HF – O gargalo maior é desacreditar. A pessoa está na atividade e não acredita nela. Isso é uma atitude com a qual me deparo muitas vezes. O produtor diz que fazia assim ou assado porque sempre foi assim desde seu avô, de seu pai e acha que não vale a pena mudar. Ele está acomodado nesse círculo do “sempre foi assim” e não quer sair. Sequer percebe que tudo mudou – e muito – na pecuária leiteira e no mercado. Não é mais aceitável fazer como se fazia antes. Já conheci propriedade que está na terceira geração de sucessão e o produtor me diz que segue o mesmo caminho que seu avô seguia. É incapaz de enxergar que são outros tempos, novas tecnologias que tornam viáveis os avanços e melhorias na fazenda, para usufruir do quanto é boa a atividade. Essa atividade é complexa e muito trabalhosa, por isso não pode ser uma coisa para não se ganhar dinheiro. É uma coisa para querer, sim, ganhar dinheiro, porque o produtor trabalha muito todos os dias do ano.

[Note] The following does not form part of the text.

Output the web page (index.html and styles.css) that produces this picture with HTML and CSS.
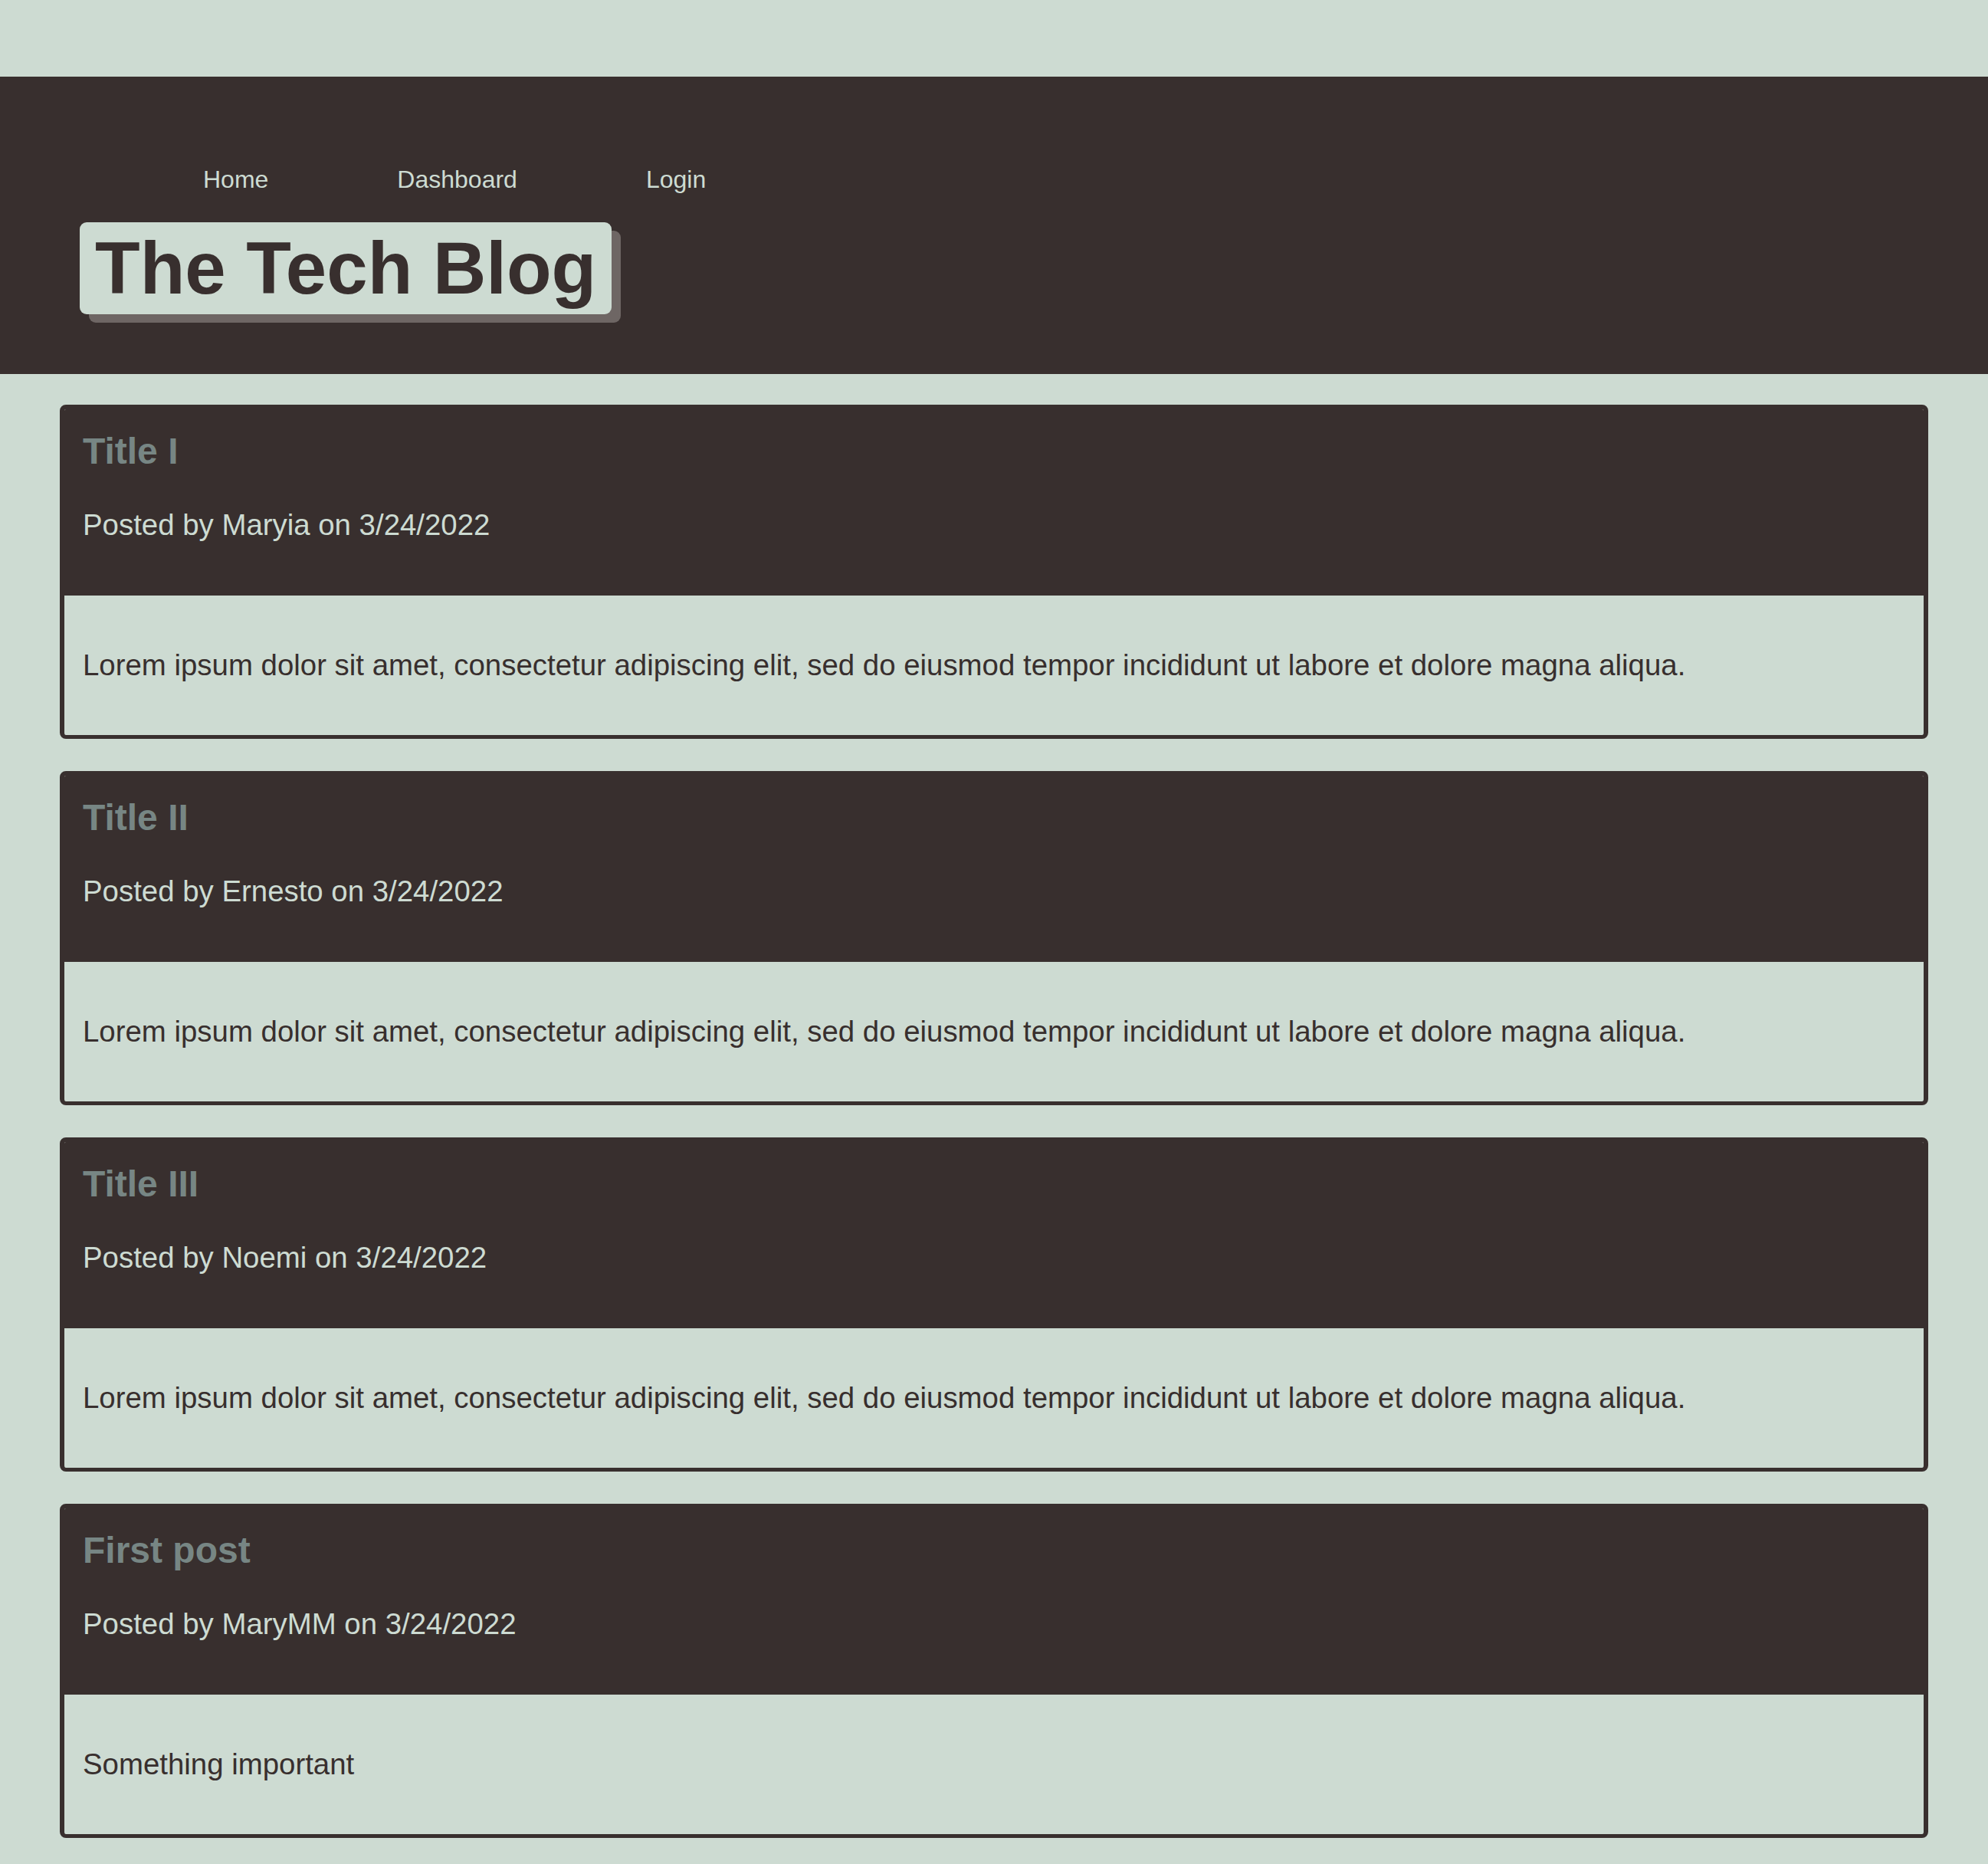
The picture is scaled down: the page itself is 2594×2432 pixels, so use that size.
FILE: index.html
```html
<!DOCTYPE html>
<html lang="en">
<head>
<meta charset="utf-8">
<title>The Tech Blog</title>
<link rel="stylesheet" href="styles.css">
</head>
<body>
<header class="site-header">
  <nav class="nav">
    <a class="nav-link" href="#">Home</a>
    <a class="nav-link" href="#">Dashboard</a>
    <a class="nav-link" href="#">Login</a>
  </nav>
  <h1 class="site-title">The Tech Blog</h1>
</header>
<main class="posts">
  <article class="post">
    <div class="post-head">
      <h2 class="post-title">Title I</h2>
      <p class="post-meta">Posted by Maryia on 3/24/2022</p>
    </div>
    <div class="post-body">
      <p class="post-text">Lorem ipsum dolor sit amet, consectetur adipiscing elit, sed do eiusmod tempor incididunt ut labore et dolore magna aliqua.</p>
    </div>
  </article>
  <article class="post">
    <div class="post-head">
      <h2 class="post-title">Title II</h2>
      <p class="post-meta">Posted by Ernesto on 3/24/2022</p>
    </div>
    <div class="post-body">
      <p class="post-text">Lorem ipsum dolor sit amet, consectetur adipiscing elit, sed do eiusmod tempor incididunt ut labore et dolore magna aliqua.</p>
    </div>
  </article>
  <article class="post">
    <div class="post-head">
      <h2 class="post-title">Title III</h2>
      <p class="post-meta">Posted by Noemi on 3/24/2022</p>
    </div>
    <div class="post-body">
      <p class="post-text">Lorem ipsum dolor sit amet, consectetur adipiscing elit, sed do eiusmod tempor incididunt ut labore et dolore magna aliqua.</p>
    </div>
  </article>
  <article class="post">
    <div class="post-head">
      <h2 class="post-title">First post</h2>
      <p class="post-meta">Posted by MaryMM on 3/24/2022</p>
    </div>
    <div class="post-body">
      <p class="post-text">Something important</p>
    </div>
  </article>
</main>
</body>
</html>
```

FILE: styles.css
```css
html, body {
  margin: 0;
  padding: 0;
}

body {
  background: #cddbd2;
  color: #382f2e;
  font-family: "Liberation Sans", Arial, sans-serif;
  padding-top: 100px;
}

.site-header {
  background: #382f2e;
  padding: 116px 0 78px;
}

.nav {
  display: flex;
  gap: 168px;
  padding-left: 265px;
}

.nav-link {
  color: #cddbd2;
  font-size: 32px;
  text-decoration: none;
}

.site-title {
  width: fit-content;
  margin: 37px 0 0 104px;
  padding: 5px 20px;
  background: #cddbd2;
  color: #382f2e;
  font-size: 96px;
  font-weight: bold;
  line-height: normal;
  border-radius: 9px;
  box-shadow: 12px 11px 0 #6e6664;
}

.posts {
  display: flex;
  flex-direction: column;
  gap: 42px;
  padding: 40px 78px 40px;
}

.post {
  border: 6px solid #382f2e;
  border-bottom-width: 5px;
  border-radius: 8px;
  overflow: hidden;
}

.post-head {
  background: #382f2e;
  padding: 27px 24px 70px;
}

.post-title {
  margin: 0 0 47px;
  font-size: 48px;
  font-weight: bold;
  color: #778684;
  line-height: normal;
}

.post-meta {
  margin: 0;
  font-size: 38.4px;
  color: #cddbd2;
  line-height: normal;
}

.post-body {
  padding: 69px 24px 69px;
}

.post-text {
  margin: 0;
  font-size: 38.4px;
  color: #382f2e;
  line-height: normal;
}
```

HF – A sucessão no campo é algo muito importante. Ela precisa ser muito bem desenhada, as propriedades têm de ser bem estruturadas, pois são patrimônios de alto valor e muitos produtores só põem dinheiro, sem retorno. É preciso tornar esse patrimônio rentável, uma verdadeira empresa bem gerida, com produtividade e qualidade de produto, de forma que estimule seu filho ou filha a dar continuidade a esse bom negócio. Em nosso caso, na Fazenda Baixadão, eu cuido da área do leite e minhas duas irmãs da produção de café. Se me permite, gostaria de falar do nosso caso. Estamos produzindo alimento de qualidade para o mundo de forma consciente, sustentável e limpa. Recebemos gente do mundo todo para conhecer nossa produção de café, já que exportamos café especial. Na fazenda, nossa equipe de colaboradores são profissionais que trabalham satisfeitos, envolvidos em nosso negócio, porque são eles que fazem nosso retorno. Sem eles, não seríamos o que somos como produtoras rurais. Então, tem de estar bom para todos. Nós todos queremos fazer do nosso trabalho uma referência na produção de leite e de café, queremos ter esse orgulho como produtoras rurais.